Providing An Antidote
Right Skills Now is an antidote to those challenges. The program launched last year as a pilot in Minnesota at Dunwoody College of Technology and South Central Community College. It is a 24-week program, broken down into 18 weeks of class and lab work, followed by a six-week paid internship, and prepares graduates to become CNC operators. Built on the National Association of Manufacturers-endorsed Manufacturing Skills Certification System, Right Skills Now's core partners include the NAM-affiliated Manufacturing Institute, training organization ACT Inc., the National Institute for Metalworking Skills and the president's Jobs Council.
Miller says she and others in her company, her industry's trade association, the Precision Machined Products Association and others in the industry collaborated with the partnering colleges to develop the training program.
"The colleges really worked well with us in adapting a curriculum that is what we, the manufacturers, wanted," she says.

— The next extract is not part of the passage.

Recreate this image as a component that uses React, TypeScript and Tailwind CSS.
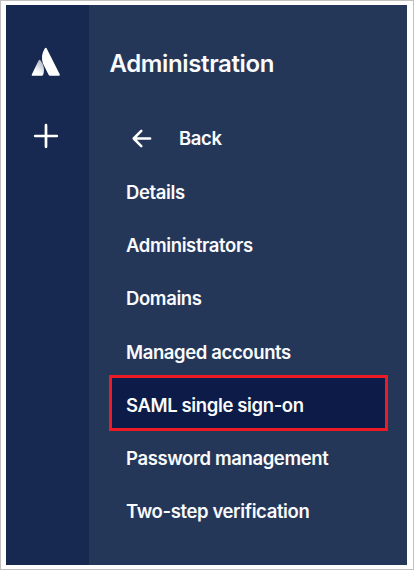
const before = ["Details", "Administrators", "Domains", "Managed accounts"];
const after = ["Password management", "Two-step verification"];

function Logo() {
  return (
    <svg className="block h-[30px] w-[30px]" viewBox="0 0 30 30">
      <defs>
        <linearGradient id="leg" x1="12" y1="15" x2="4" y2="26" gradientUnits="userSpaceOnUse">
          <stop offset="0" stopColor="#b0b6c5" />
          <stop offset="0.85" stopColor="#ffffff" />
        </linearGradient>
      </defs>
      <path
        d="M7.600 13.500c.5-.8 1.400-.9 2-.1 3.300 4.300 4.200 9.600 2.700 14.200-.3.7-.6 1.100-1.200 1.100H1.600c-.7 0-1.100-.6-.8-1.300z"
        fill="url(#leg)"
      />
      <path
        d="M13.900 1.300c.4-.7 1.300-.7 1.700 0l13.100 26c.4.8 0 1.400-.8 1.400h-8.900c-.7 0-1.100-.3-1.400-.9L11.900 16.400C10.200 11.500 10.700 6.300 13.900 1.300z"
        fill="#ffffff"
      />
    </svg>
  );
}

function Item({ label }: { label: string }) {
  return (
    <li className="flex h-[53.33px] items-center pl-[17px]">
      <span>{label}</span>
    </li>
  );
}

export default function App() {
  return (
    <div className="flex h-[570px] w-[414px] border border-[#c0c0c0] bg-white pt-[4px] pr-[6px] pb-[4px] pl-[5px] font-['Inter','Liberation_Sans',sans-serif] text-[#fafbfd]">
      <aside className="flex w-[83px] shrink-0 flex-col items-center bg-[#172950] pt-[42px] pr-[3px]">
        <Logo />
        <svg className="mt-[46px] block h-[26px] w-[26px]" viewBox="0 0 26 26" fill="none" stroke="#ffffff" strokeWidth="2.700" strokeLinecap="round">
          <path d="M13 2.200v21.600M2.200 13h21.600" />
        </svg>
      </aside>
      <main className="flex min-w-0 flex-1 flex-col bg-[#253759] pr-[19px] pl-[20px]">
        <h1 className="mt-[43px] h-[32px] pl-[0.5px] text-[24px] leading-8 font-semibold tracking-[-0.37px]">Administration</h1>
        <nav className="mt-[31px] text-[18.5px] leading-6 font-semibold tracking-[-0.38px] whitespace-nowrap">
          <div className="flex h-[53.33px] items-center">
            <svg className="ml-[22px] block h-[20px] w-[22px]" viewBox="0 0 22 20" fill="none" stroke="#ffffff" strokeWidth="2.500" strokeLinecap="round" strokeLinejoin="round">
              <path d="M10.300 2.900L2.700 10.500l7.600 7.600M3.200 10.500h15.900" />
            </svg>
            <span className="ml-[26px] pt-[1px]">Back</span>
          </div>
          <ul className="pt-[0.6px]">
            {before.map((label) => (
              <Item key={label} label={label} />
            ))}
            <li className="-mt-[3.6px] flex h-[56.33px] items-center border-[3px] border-[#ed1c24] bg-[#0c1b47] pt-[5px] pl-[14px]">
              <span>SAML single sign-on</span>
            </li>
            {after.map((label, i) => (
              <Item key={label} label={label} />
            ))}
          </ul>
        </nav>
      </main>
    </div>
  );
}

Several students from the Right Skills Now program are slated to start internships soon at Permac Industries, and Miller says she hopes eventually to hire them -- and provide even more training opportunities.
"We don't want to just keep people at [CNC] operator levels," she says. "We want them to go to the next level."
Right Skills Now is already advancing to the next level, having expanded outside of Minnesota into Nevada. And Miller describes it as a nationally replicable template for technical training of any sort.